By 2021, apart from ramping up operations of its wholesale club Ryady, in line with the Ulmart 2.0 expansion strategy announced two years ago, the company plans to launch 11 new suburban fulfilment centres and two regional distribution centres across Russia.
“We want the network area around our centres to be no wider than a radius of 300, or maximum 400, kilometres to cover the area, to make it achievable to reach the furthest destination overnight,” says Mr Solovyov.
New markets
As it expands across Russia, Ulmart is eyeing promising new markets, where residents are becoming increasingly economically active, but still might be underserved by existing retailers.
“Looking for new investment destinations, we check which region is economically well off and where our goods will be in demand,” says Mr Solovyov. “We always look carefully as our projects require significant investment.”
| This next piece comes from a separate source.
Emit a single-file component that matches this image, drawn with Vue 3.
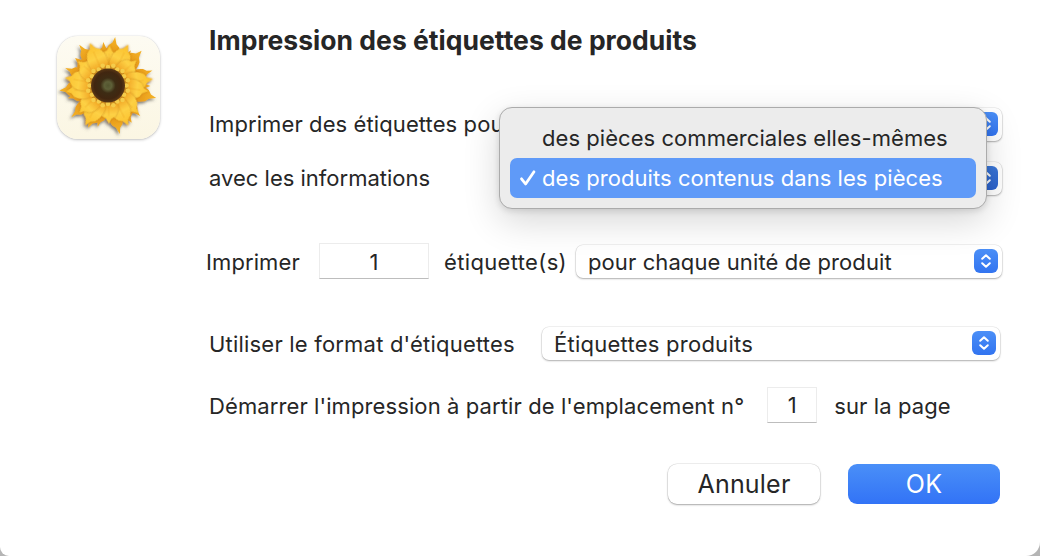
<script setup>
function petals(n, base, offset, width, seed) {
  const out = []
  for (let i = 0; i < n; i++) {
    const len = base + Math.sin((i + 1) * seed) * 4
    const a = offset + (360 / n) * i + Math.cos((i + 2) * seed) * 5
    const w = width + Math.sin(i * seed * 1.7) * 1.5
    const d = `M0 -12 C${-w * 0.95} ${-len * 0.35} ${-w * 1.15} ${-len * 0.62} ${-w * 0.6} ${-len * 0.82} L${-w * 0.22} ${-len * 0.88} L0 ${-len} L${w * 0.28} ${-len * 0.86} L${w * 0.65} ${-len * 0.8} C${w * 1.15} ${-len * 0.6} ${w * 0.95} ${-len * 0.35} 0 -12Z`
    out.push({ d, t: `rotate(${a.toFixed(1)})`, vein: `M0 -18 L0 ${-len * 0.8}` })
  }
  return out
}
const back = petals(18, 46, 9, 8.5, 2.3)
const front = petals(14, 42, 0, 10.5, 3.7)
const seeds = Array.from({ length: 24 }, (_, i) => {
  const a = (i / 24) * Math.PI * 2
  const r = 18.5 + (i % 2) * 2
  return { x: (Math.cos(a) * r).toFixed(1), y: (Math.sin(a) * r).toFixed(1) }
})
</script>

<template>
  <div class="dialog">
    <div class="icon-col">
      <div class="app-icon">
        <svg width="103" height="103" viewBox="-51 -49.5 103 103">
          <defs>
            <linearGradient id="petalBack" gradientUnits="userSpaceOnUse" x1="0" y1="-46" x2="0" y2="-12">
              <stop offset="0" stop-color="#f3b024" />
              <stop offset="1" stop-color="#d4780e" />
            </linearGradient>
            <linearGradient id="petalFront" gradientUnits="userSpaceOnUse" x1="0" y1="-44" x2="0" y2="-14">
              <stop offset="0" stop-color="#fbc02c" />
              <stop offset="0.5" stop-color="#fdd145" />
              <stop offset="1" stop-color="#ec9416" />
            </linearGradient>
            <radialGradient id="disc">
              <stop offset="0" stop-color="#53552f" />
              <stop offset="0.22" stop-color="#5e6038" />
              <stop offset="0.45" stop-color="#3d2c14" />
              <stop offset="0.8" stop-color="#412610" />
              <stop offset="1" stop-color="#5a3816" />
            </radialGradient>
            <filter id="soft" x="-20%" y="-20%" width="140%" height="140%">
              <feDropShadow dx="-1.5" dy="2" stdDeviation="1.8" flood-color="#4d4a44" flood-opacity="0.7" />
            </filter>
            <filter id="inner" x="-30%" y="-30%" width="160%" height="160%">
              <feDropShadow dx="0" dy="0" stdDeviation="0.8" flood-color="#b86a08" flood-opacity="0.75" />
            </filter>
          </defs>
          <g filter="url(#soft)">
            <path v-for="(p, i) in back" :key="'b' + i" :d="p.d" :transform="p.t" fill="url(#petalBack)" />
            <g v-for="(p, i) in front" :key="'f' + i" :transform="p.t" filter="url(#inner)">
              <path :d="p.d" fill="url(#petalFront)" />
              <path :d="p.vein" stroke="#e6951a" stroke-width="0.7" fill="none" opacity="0.5" />
            </g>
          </g>
          <circle r="20" fill="#c98a1e" />
          <circle v-for="(s, i) in seeds" :key="'s' + i" :cx="s.x" :cy="s.y" r="2.3" fill="#f5cc4a" />
          <circle r="17" fill="url(#disc)" />
        </svg>
      </div>
    </div>

    <div class="content">
      <h1 class="title">Impression des étiquettes de produits</h1>

      <div class="row row-first">
        <span class="label">Imprimer des étiquettes pour</span>
        <div class="select select-top">
          <span class="value"></span>
          <span class="stepper">
            <svg width="12" height="18" viewBox="0 0 12 18"><path d="M2.2 6.8 6 3.2l3.8 3.6M2.2 11.2 6 14.8l3.8-3.6" /></svg>
          </span>
        </div>
      </div>

      <div class="row row-second">
        <span class="label second-label">avec les informations</span>
        <div class="select select-top">
          <span class="value"></span>
          <span class="stepper stepper-dim">
            <svg width="12" height="18" viewBox="0 0 12 18"><path d="M2.2 6.8 6 3.2l3.8 3.6M2.2 11.2 6 14.8l3.8-3.6" /></svg>
          </span>
        </div>
      </div>

      <div class="row row-print">
        <span class="label print-label">Imprimer</span>
        <div class="field field-wide">1</div>
        <span class="label unit-label">étiquette(s)</span>
        <div class="select select-unit">
          <span class="value">pour chaque unité de produit</span>
          <span class="stepper">
            <svg width="12" height="18" viewBox="0 0 12 18"><path d="M2.2 6.8 6 3.2l3.8 3.6M2.2 11.2 6 14.8l3.8-3.6" /></svg>
          </span>
        </div>
      </div>

      <div class="row row-format">
        <span class="label format-label">Utiliser le format d'étiquettes</span>
        <div class="select select-format">
          <span class="value format-value">Étiquettes produits</span>
          <span class="stepper">
            <svg width="12" height="18" viewBox="0 0 12 18"><path d="M2.2 6.8 6 3.2l3.8 3.6M2.2 11.2 6 14.8l3.8-3.6" /></svg>
          </span>
        </div>
      </div>

      <div class="row row-start">
        <span class="label">Démarrer l'impression à partir de l'emplacement n°</span>
        <div class="field field-small">1</div>
        <span class="label">sur la page</span>
      </div>

      <div class="actions">
        <button class="btn btn-cancel">Annuler</button>
        <button class="btn btn-ok">OK</button>
      </div>
    </div>

    <div class="menu">
      <div class="menu-item">des pièces commerciales elles-mêmes</div>
      <div class="menu-item selected">
        <svg class="check" width="18" height="18" viewBox="0 0 18 18"><path d="M2.5 9.8 6.6 15 15 2.8" /></svg>
        des produits contenus dans les pièces
      </div>
    </div>
  </div>
</template>

<style>
html, body { margin: 0; background: #b5b5b5; }
</style>

<style scoped>
.dialog {
  position: relative;
  width: 1040px;
  height: 556px;
  box-sizing: border-box;
  overflow: hidden;
  display: flex;
  background: #ffffff;
  border-radius: 0 0 14px 9px;
  font-family: Inter, "Liberation Sans", sans-serif;
  color: #262626;
  font-size: 22px;
  letter-spacing: .1px;
}
.icon-col { width: 206px; flex: none; padding: 36px 0 0 57px; box-sizing: border-box; }
.app-icon {
  width: 103px;
  height: 103px;
  border-radius: 21px;
  background: linear-gradient(#fdfbf2, #fbf6e3);
  box-shadow: 0 0 1px rgba(0,0,0,.25), 0 1px 3px rgba(0,0,0,.22);
  overflow: hidden;
}
.app-icon svg { display: block; }
.content { flex: 1; display: flex; flex-direction: column; min-width: 0; padding-right: 37px; }
.title { margin: 25px 0 0 3px; font-size: 26.5px; line-height: 30px; font-weight: 700; letter-spacing: .02px; color: #262626; white-space: nowrap; }
.row { display: flex; align-items: center; white-space: nowrap; }
.label { line-height: 24px; }
.second-label { letter-spacing: 0; }
.row-first { margin: 53px 0 0 3px; height: 32px; padding-right: 1px; justify-content: space-between; }
.row-second { margin: 22px 0 0 3px; height: 32px; padding-right: 1px; justify-content: space-between; }
.row-print { margin-top: 49px; height: 36px; }
.row-print .label, .row-print .field, .row-print .value { padding-top: 2px; box-sizing: border-box; }
.print-label { width: 113px; }
.unit-label { flex: none; width: 122px; margin: 0 10px 0 15px; letter-spacing: .35px; }
.select-unit .value { margin-left: -1px; }
.row-format { margin: 47px 0 0 3px; height: 34px; padding-right: 3px; justify-content: space-between; }
.row-format .label, .row-format .value { padding-top: 1px; }
.format-label { letter-spacing: .2px; }
.format-value { letter-spacing: .25px; margin-left: -1px; }
.row-start { margin: 27px 0 0 3px; height: 36px; }
.row-start .label { padding-top: 1px; }
.select {
  box-sizing: border-box;
  height: 33px;
  display: flex;
  align-items: center;
  justify-content: space-between;
  padding: 0 4px 0 13px;
  background: #fff;
  border-radius: 7px;
  box-shadow: 0 0 0 .5px rgba(0,0,0,.1), 0 1px 2px rgba(0,0,0,.28);
}
.select-top { width: 473px; }
.select-unit { width: 426px; }
.select-format { width: 458px; }
.stepper {
  width: 24px;
  height: 24px;
  border-radius: 6px;
  background: linear-gradient(#4b8ff7, #3274f0);
  display: flex;
  align-items: center;
  justify-content: center;
}
.stepper-dim { background: linear-gradient(#3a76d8, #2c62cc); }
.stepper svg path { fill: none; stroke: #fff; stroke-width: 2; stroke-linecap: round; stroke-linejoin: round; }
.field {
  box-sizing: border-box;
  height: 36px;
  display: flex;
  align-items: center;
  justify-content: center;
  background: #fff;
  border: 1px solid #ececec;
  border-bottom: 1px solid #bdbdbd;
}
.field-wide { flex: none; width: 110px; }
.field-small { flex: none; width: 50px; margin: 0 17px 0 23px; }
.actions { display: flex; justify-content: flex-end; gap: 28px; margin-top: 41px; padding-right: 3px; }
.btn {
  width: 152px;
  height: 40px;
  border: 0;
  border-radius: 9px;
  font: inherit;
  font-size: 25px;
  letter-spacing: .2px;
  padding: 0;
}
.btn-cancel { background: #fff; color: #262626; box-shadow: 0 0 0 .5px rgba(0,0,0,.12), 0 1px 2px rgba(0,0,0,.3); }
.btn-ok { background: linear-gradient(#4a8ff8, #3273f6); color: #fff; }
.menu {
  position: absolute;
  left: 499px;
  top: 107px;
  width: 488px;
  height: 102px;
  box-sizing: border-box;
  padding: 10px 10px 0;
  background: #ececec;
  border: 1px solid #ababab;
  border-radius: 13px;
  box-shadow: 0 12px 36px rgba(0,0,0,.16), 0 2px 6px rgba(0,0,0,.12);
}
.menu-item {
  position: relative;
  height: 40px;
  line-height: 40px;
  padding-left: 32px;
  white-space: nowrap;
  border-radius: 7px;
  font-size: 22px;
  letter-spacing: .05px;
}
.menu-item.selected { background: #5f9af8; color: #fff; }
.check { position: absolute; left: 9px; top: 11px; }
.check path { fill: none; stroke: #fff; stroke-width: 2.8; stroke-linecap: round; stroke-linejoin: round; }
</style>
Asked what cities in Russia recently passed Ulmart’s location benchmarking exercise, Mr Solovyov points to Krasnodar, a city of 744,000 people located on the banks of Kuban river, and Yekaterinburg, a city of 1.3 million on the border of Europe and Asia.
“Both cities are big markets and have economically active populations, but they are not yet saturated when it comes to consumer products,” he says.
Leading the tech charge
Apart from national expansion, Ulmart recently announced that it was increasing its technological capabilities by adopting blockchain, a distributed database technology, in order to prevent the sale of counterfeit goods.
“Consumers complain to us about [counterfeit goods] and ask us to do something. The blockchain will let us join forces with major manufacturers and anyone can then merely point towards a barcode or QR code and follow the entire history of the product from production line to Ulmart’s fulfilment centre,” said Ulmart chief international officer Brian Kean at the #Blockshow conference held in Munich in April.
Just one month later the company went ahead with yet another tech-related announcement, with Dmitry Kostygin, the company’s CEO and chairman, stating that beginning in September, Ulmart’s customers will be able to pay for their orders with Bitcoin.
“As blockchain technology is coming into our operations to fight counterfeit items, we see that the mystery that existed around Bitcoin three years ago has significantly receded,” said Mr Kostygin.
The race for the rouble
The Russian economy appears to be far from a full recovery. The most recent analysis by EY – ‘Russia: a pulse on the consumer products market’ – states that Russian consumers remain resilient and price-sensitive, but Ulmart is not the only company betting big on future market demand in the country.
In April, Spanish clothing giant Inditex revealed that it will start garment production in Russia, and French retail group Auchan announced plans to invest $355m into opening 20 new supermarkets and four hypermarkets in Russia by the end of 2017.
Earlier in the year, Lenta, Russia’s second largest hypermarket chain, reported 21% increase in fourth-quarter 2016 sales and Dixy Group, one of Russia’s largest food retailers, recorded a 4% revenue increase in the same period.
Paired with an increase in e-commerce sales noted in the EY report, this could prompt Ulmart’s foreign competitors to work on getting a foothold in the market. Ulmart is unfazed by such a prospect, however.
“The nature of e-commerce companies is such that they are usually the most successful in their home markets. They might have some sales overseas, but this is such a complex business that it is really hard for them to compete with local e-commerce sellers,” says Mr Solovyov. “[This is particularly true] in Russia, where you need to invest in facilities, because otherwise customers would end up waiting for their deliveries for weeks and months, rather than days or hours.”
According to Ulmart executives, even giants such as Amazon might have more success in developing self-driving cars and drone delivery techniques than succeeding in e-commerce in Russia – especially given Amazon’s reliance on third-party delivery companies, such as FedEx or USPS, and lack of similar partners in Russia.
“[Our model] is the next generation of internet retailing; we can even argue that we are faster and more reliable than Amazon,” Mr Kostygin said in a 2014 interview with CNBC. “We bet that in a couple of years, Amazon will switch to our model.”
It is a bold statement. Then again, it took boldness to create a business in light of Russia’s inefficient postal system, lack of infrastructure and the sheer size of the country.